Thursday 12th July 2007, 12:00AM BST.

GUERNSEY has passed just half as many laws as Jersey in the last six years. Between February 2001 and May, 110 pieces of legislation from Guernsey received Royal Assent, compared with 222 from Jersey.

‘What’s required, we do,’ said Chief Minister Mike Torode.

‘We don’t go around, despite what some might say, legislating for the sake of legislating.’

There had been quite a lot in the previous 12 months, he said, but there had been a lot more in the early part of the decade.

He had been concerned with the time it was taking for legislation to pass through the Privy Council.

In his first meeting with then Secretary of State for Constitutional Affairs, Lord Falconer, he raised the issue.

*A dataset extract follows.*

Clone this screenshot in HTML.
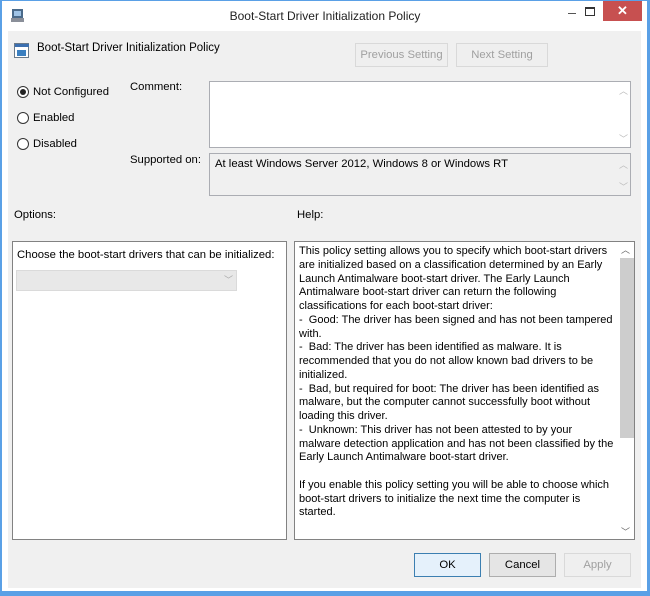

‘It’s shifting, not as quickly as we would have liked, but shifting,’ said Deputy Torode.

‘We’re reasonably content it’s coming through in a fairly timely manner at the moment.’

Jersey’s Chief Minister Frank Walker denied that his island was over-regulated.

‘I think the number of laws reflects the fundamental changes that have taken place in Jersey’s government,’ said Senator Walker.

‘We have frequently gone out to ask the public and representative organisations where we might reduce red tape and when they have come back we have had a very limited response which was primarily aimed at regulation of undertakings or planning laws and we have made considerable changes to both.’

The amount of legislation passed came out after a written question in the House of Commons by Conservative MP for Romford Andrew Rosindell.

He is a member of the Channel Islands All-Party Parliamentary Group.